More than two dozen
Taylor Swift
fans sued Ticketmaster in a California court for anticompetitive and fraudulent behavior after they alleged the company blocked them from buying tickets this past month to the musician’s concerts.
In the lawsuit, filed in Los Angeles County Superior Court, the fans said Ticketmaster knew the sale would be plagued with issues in part because it had let too many people access the presale.
The lawsuit was among the first filed by Ms. Swift’s fans since the sale for the “Eras Tour” drew national attention in November. The website for Ticketmaster, one of the few places to get tickets for Ms. Swift’s U.S. tour, crashed repeatedly during the presale as millions of fans swarmed the site. They waited for hours in virtual queues and in the end many were never able to purchase tickets.
“Ticketmaster intentionally and purposefully misled ticket purchasers,” the lawsuit said.
Fans, and some politicians, directed their anger at Ticketmaster over what they said was its monopolistic practices and faulty technology in the wake of the problems. The company, which merged with Live Nation in 2010, is the dominant ticket seller in the U.S.
Ticketmaster said at the time the glitches were because of high demand, not its technology.
Ticketmaster and
Live Nation Entertainment Inc.
didn’t return requests for comment Monday. Representatives for Ms. Swift and the fans who filed the lawsuit didn’t respond to requests for comment.
Ticketmaster said more than 3.5 million people registered for the presale, a record number, and that it gave codes to around 1.5 million people. The company canceled its general sale to the public because it said it didn’t have enough tickets left. More than 2.4 million tickets were sold for Ms. Swift’s U.S. tour.
In the fans’ lawsuit filed this past week, they said Ticketmaster had defrauded them in part by increasing ticket prices and by encouraging them to buy Ms. Swift’s merchandise in exchange for potentially getting a presale access code. Some of them did, and still didn’t get a code, they said.
The fans said they want thousands of dollars in damages but didn’t specify an exact amount. They also asked the Los Angeles County Superior Court to hold a trial that would make an example of Ticketmaster.
“Ticketmaster’s service is not superior or reliable,” the lawsuit said. “The massive disaster of the Taylor Swift presale is evidence of this.”
Ms. Swift said in the aftermath that it was “excruciating for me to just watch mistakes happen with no recourse.” She didn’t name Ticketmaster directly but said the ticket sellers had assured her they could handle her fans’ demand.
After the presale, Ticketmaster apologized to Ms. Swift and her fans. It detailed how its system failed and said it was working to improve the experience.
The episode sparked broad scrutiny. The Justice Department is investigating Live Nation, Ticketmaster’s owner, over potential antitrust law violations, The Wall Street Journal has reported. The Senate antitrust subcommittee is set to hold a hearing at a later date over an alleged lack of competition in the ticketing industry.

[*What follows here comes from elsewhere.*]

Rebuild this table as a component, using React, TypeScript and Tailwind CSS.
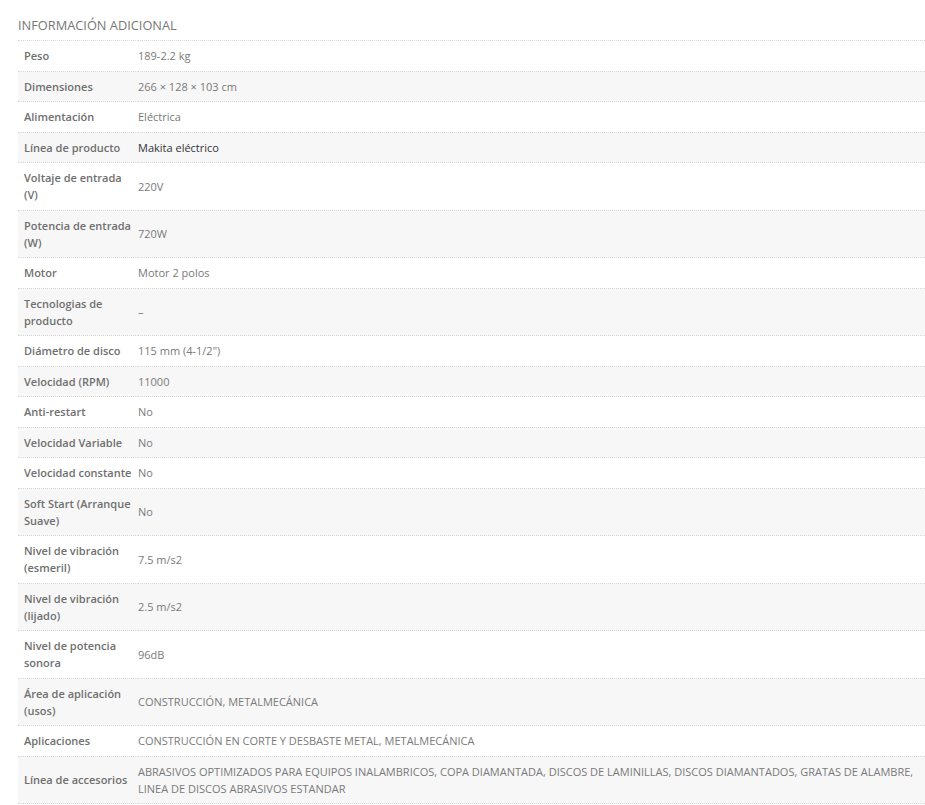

Live Nation said in a statement this past month that it takes antitrust laws seriously and it didn’t engage in behavior that warranted litigation.
The fans said in their lawsuit that Ticketmaster had violated California antitrust laws by forcing Ms. Swift and other musicians to use its services. That in turn allowed the company to control access to Ms. Swift’s tickets and to monopolize the ticket market, the fans said.
The fans are from more than a dozen states including California, Georgia and Pennsylvania, according to the lawsuit. They said they filed the lawsuit in California because the state’s antitrust laws were made to prevent a single company from raising prices because it didn’t have competition. Ticketmaster is based in California.
“Ticketmaster has created the flimsiest of excuses,” the lawsuit said, “to justify anticompetitively taking additional money for itself.”